## Written request
Lines containing the word "this" are to be counted; state their number and nothing further.

## Input material
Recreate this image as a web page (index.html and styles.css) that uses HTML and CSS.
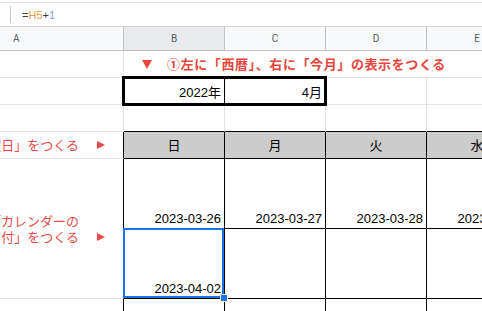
FILE: index.html
```html
<!DOCTYPE html>
<html lang="ja">
<head>
<meta charset="utf-8">
<title>Sheet</title>
<link rel="stylesheet" href="styles.css">
</head>
<body>
<div class="topbar"></div>
<div class="fbar"><span class="fsep"></span><span class="formula">=<span class="f-ref">H5</span>+<span class="f-num">1</span></span></div>
<div class="sheet">
  <div class="c hd hd-a">A</div>
  <div class="c hd hd-sel">B</div>
  <div class="c hd">C</div>
  <div class="c hd">D</div>
  <div class="c hd">E</div>

  <div class="c"></div>
  <div class="c note-top"><span class="tri-down"></span><span>①左に「西暦」、右に「今月」の表示をつくる</span></div>

  <div class="c"></div>
  <div class="c val b-rk">2022年</div>
  <div class="c val">4月</div>
  <div class="c"></div>
  <div class="c"></div>

  <div class="c"></div>
  <div class="c b-bk"></div>
  <div class="c b-bk"></div>
  <div class="c b-bk"></div>
  <div class="c b-bk"></div>

  <div class="c note b-rk"><span class="note-line"><span>②「曜日」をつくる</span><span class="tri-right"></span></span></div>
  <div class="c day">日</div>
  <div class="c day">月</div>
  <div class="c day">火</div>
  <div class="c day">水</div>

  <div class="c note note-2 b-rk"><span class="note-line"><span>③「カレンダーの</span><span class="tri-space"></span></span><span class="note-line"><span>日付」をつくる</span><span class="tri-right"></span></span></div>
  <div class="c date">2023-03-26</div>
  <div class="c date">2023-03-27</div>
  <div class="c date">2023-03-28</div>
  <div class="c date">2023-03-29</div>

  <div class="c date">2023-04-02</div>
  <div class="c date"></div>
  <div class="c date"></div>
  <div class="c date"></div>

  <div class="c b-rk"></div>
  <div class="c date"></div>
  <div class="c date"></div>
  <div class="c date"></div>
  <div class="c date"></div>

  <div class="thick-box"></div>
  <div class="sel-box"><span class="handle"></span></div>
</div>
</body>
</html>
```

FILE: styles.css
```css
* { box-sizing: border-box; }

body {
  margin: 0;
  width: 482px;
  height: 311px;
  overflow: hidden;
  background: #fff;
  font-family: "Liberation Sans", "Noto Sans CJK JP", sans-serif;
}

.topbar {
  height: 3px;
  border-bottom: 1px solid #e3e3e3;
}

.fbar {
  height: 24px;
  border-bottom: 1px solid #d3d3d3;
  display: flex;
  align-items: center;
  padding-left: 10px;
}

.fsep {
  width: 1px;
  height: 17px;
  background: #c7c7c7;
  margin-right: 11px;
}

.formula {
  font-family: "Liberation Sans", Arial, sans-serif;
  font-size: 11px;
  color: #3c4043;
  line-height: 14px;
}

.f-ref { color: #f29b3f; }
.f-num { color: #7d9ded; }

.sheet {
  position: relative;
  display: grid;
  grid-template-columns: 124px repeat(4, 101px);
  grid-template-rows: 24px 27px 27px 27px 27px 70px 70px 40px;
}

.c {
  border-right: 1px solid #e2e2e2;
  border-bottom: 1px solid #e2e2e2;
  font-size: 13px;
  line-height: 16px;
  color: #000;
  display: flex;
  align-items: flex-end;
  justify-content: flex-end;
  padding: 0 3px 1px;
  overflow: hidden;
  white-space: nowrap;
}

.hd {
  background: #f8f9fa;
  border-right-color: #c4c4c4;
  border-bottom-color: #c0c0c0;
  font-family: Roboto, sans-serif;
  font-size: 10px;
  color: #575b60;
  align-items: center;
  justify-content: center;
  padding: 0;
}

.hd-a {
  justify-content: flex-start;
  padding-left: 13px;
}

.hd-sel { background: #e8eaed; }

.note-top {
  grid-column: 2 / 6;
  border-right: 0;
  justify-content: flex-start;
  align-items: center;
  padding: 0 0 0 18px;
  color: #e8453c;
  font-family: "Noto Sans CJK JP", sans-serif;
  font-weight: 700;
  letter-spacing: 0.6px;
}

.tri-down {
  width: 0;
  height: 0;
  border-left: 5px solid transparent;
  border-right: 5px solid transparent;
  border-top: 9px solid #e8453c;
  margin-right: 15px;
}

.val {
  padding-bottom: 3px;
  padding-right: 3px;
}

.b-rk { border-right-color: #000; }
.b-bk { border-bottom-color: #000; }

.note {
  color: #ea4a43;
  font-family: "Noto Sans CJK JP", sans-serif;
  align-items: center;
  padding: 0 18px 0 0;
}

.note-2 {
  grid-row: span 2;
  flex-direction: column;
  justify-content: center;
  align-items: flex-end;
}

.note-line {
  display: flex;
  align-items: center;
  flex-shrink: 0;
}

.note-line > span:first-child { flex-shrink: 0; }

.tri-right {
  flex-shrink: 0;
  width: 0;
  height: 0;
  border-top: 4.5px solid transparent;
  border-bottom: 4.5px solid transparent;
  border-left: 8px solid #ea4a43;
  margin-left: 18px;
}

.tri-space {
  flex-shrink: 0;
  width: 8px;
  margin-left: 18px;
}

.day {
  background: #cccccc;
  border-right-color: #000;
  border-bottom-color: #000;
  justify-content: center;
  align-items: center;
  padding: 0;
  font-family: "Noto Sans CJK JP", sans-serif;
}

.date {
  border-right-color: #000;
  border-bottom-color: #000;
}

.thick-box {
  position: absolute;
  grid-row: 3 / 4;
  grid-column: 2 / 4;
  top: -2px;
  left: -2px;
  right: -1px;
  bottom: -1px;
  border: 3px solid #000;
}

.sel-box {
  position: absolute;
  grid-row: 7 / 8;
  grid-column: 2 / 3;
  top: -1px;
  left: -1px;
  right: 1px;
  bottom: 1px;
  border: 2px solid #1a73e8;
}

.handle {
  position: absolute;
  right: -6px;
  bottom: -6px;
  width: 8px;
  height: 8px;
  background: #1a73e8;
  border: 1px solid #fff;
}
```
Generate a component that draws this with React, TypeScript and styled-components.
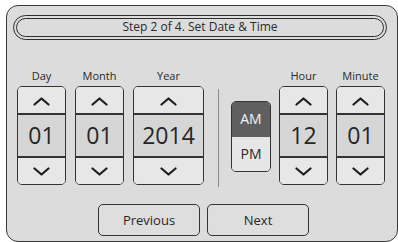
import React from "react";
import styled, { createGlobalStyle } from "styled-components";

const Global = createGlobalStyle`
  html, body { margin: 0; padding: 0; background: #ffffff; }
  body { font-family: "Open Sans", "Noto Sans", sans-serif; color: #262626; }
  * { box-sizing: border-box; }
`;

const Panel = styled.div`
  margin: 5px 0 0 6px;
  width: 392px;
  height: 237px;
  border: 1px solid #3a3a3a;
  border-radius: 12px;
  background: #dcdcdc;
  padding-top: 9px;
  display: flex;
  flex-direction: column;
`;

const HeaderOuter = styled.div`
  margin-left: 6px;
  width: 374px;
  height: 25px;
  border: 1px solid #2e2e2e;
  border-radius: 13px;
  padding: 2px;
`;

const HeaderInner = styled.div`
  height: 100%;
  border: 1px solid #2e2e2e;
  border-radius: 10px;
  display: flex;
  align-items: center;
  justify-content: center;
  font-size: 12px;
  line-height: 1;
  color: #2a2a2a;
  padding-bottom: 1px;
`;

const PickerRow = styled.div`
  margin-top: 29px;
  padding-left: 10px;
  display: flex;
  align-items: flex-end;
`;

const Column = styled.div<{ $gap?: number }>`
  display: flex;
  flex-direction: column;
  align-items: center;
  margin-right: ${(p) => p.$gap ?? 0}px;
`;

const Label = styled.div`
  font-size: 11px;
  line-height: 14px;
  height: 14px;
  margin-bottom: 3px;
  color: #2a2a2a;
`;

const Spinner = styled.div<{ $w: number }>`
  width: ${(p) => p.$w}px;
  height: 99px;
  border: 1px solid #333;
  border-radius: 5px;
  overflow: hidden;
  display: flex;
  flex-direction: column;
  background: #e7e7e7;
`;

const Arrow = styled.div<{ $pad?: number }>`
  height: 26px;
  display: flex;
  align-items: center;
  justify-content: center;
  background: #e7e7e7;
  padding-top: ${(p) => p.$pad ?? 0}px;
`;

const Value = styled.div`
  height: 45px;
  border-top: 2px solid #333;
  border-bottom: 2px solid #333;
  background: #d6d6d6;
  display: flex;
  align-items: center;
  justify-content: center;
  font-size: 23px;
  line-height: 1;
  color: #262626;
  padding-bottom: 1px;
`;

const Separator = styled.div`
  width: 1px;
  height: 98px;
  background: #8a8a8a;
  margin: 0 12px -2px 14px;
`;

const MeridiemBox = styled.div`
  width: 40px;
  height: 71px;
  border: 1px solid #333;
  border-radius: 5px;
  overflow: hidden;
  display: flex;
  flex-direction: column;
  margin-bottom: 13px;
  margin-right: 8px;
`;

const Meridiem = styled.div<{ $active?: boolean }>`
  flex: 1;
  display: flex;
  align-items: center;
  justify-content: center;
  font-size: 14px;
  line-height: 1;
  background: ${(p) => (p.$active ? "#5f5f5f" : "#e6e6e6")};
  color: ${(p) => (p.$active ? "#f4f4f4" : "#262626")};
`;

const ButtonRow = styled.div`
  margin-top: 19px;
  padding-left: 91px;
  display: flex;
  gap: 7px;
`;

const NavButton = styled.button`
  width: 102px;
  height: 32px;
  border: 1px solid #333;
  border-radius: 5px;
  background: #dedede;
  font-family: "Open Sans", "Noto Sans", sans-serif;
  font-size: 13px;
  color: #262626;
  padding: 0 0 1px 0;
`;

const Chevron = ({ down }: { down?: boolean }) => (
  <svg width="17" height="9" viewBox="0 0 17 9">
    <polyline
      points={down ? "1.5,1.5 8.5,7.5 15.5,1.5" : "1.5,7.5 8.5,1.5 15.5,7.5"}
      fill="none"
      stroke="#1e1e1e"
      strokeWidth="2.2"
      strokeLinecap="round"
      strokeLinejoin="round"
    />
  </svg>
);

const Picker = ({ label, value, w, gap }: { label: string; value: string; w: number; gap?: number }) => (
  <Column $gap={gap}>
    <Label>{label}</Label>
    <Spinner $w={w}>
      <Arrow $pad={2}>
        <Chevron />
      </Arrow>
      <Value>{value}</Value>
      <Arrow>
        <Chevron down />
      </Arrow>
    </Spinner>
  </Column>
);

export default function App() {
  return (
    <>
      <Global />
      <Panel>
        <HeaderOuter>
          <HeaderInner>Step 2 of 4. Set Date &amp; Time</HeaderInner>
        </HeaderOuter>
        <PickerRow>
          <Picker label="Day" value="01" w={49} gap={9} />
          <Picker label="Month" value="01" w={49} gap={9} />
          <Picker label="Year" value="2014" w={71} />
          <Separator />
          <MeridiemBox>
            <Meridiem $active>AM</Meridiem>
            <Meridiem>PM</Meridiem>
          </MeridiemBox>
          <Picker label="Hour" value="12" w={49} gap={8} />
          <Picker label="Minute" value="01" w={49} />
        </PickerRow>
        <ButtonRow>
          <NavButton>Previous</NavButton>
          <NavButton>Next</NavButton>
        </ButtonRow>
      </Panel>
    </>
  );
}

## Response to the task
2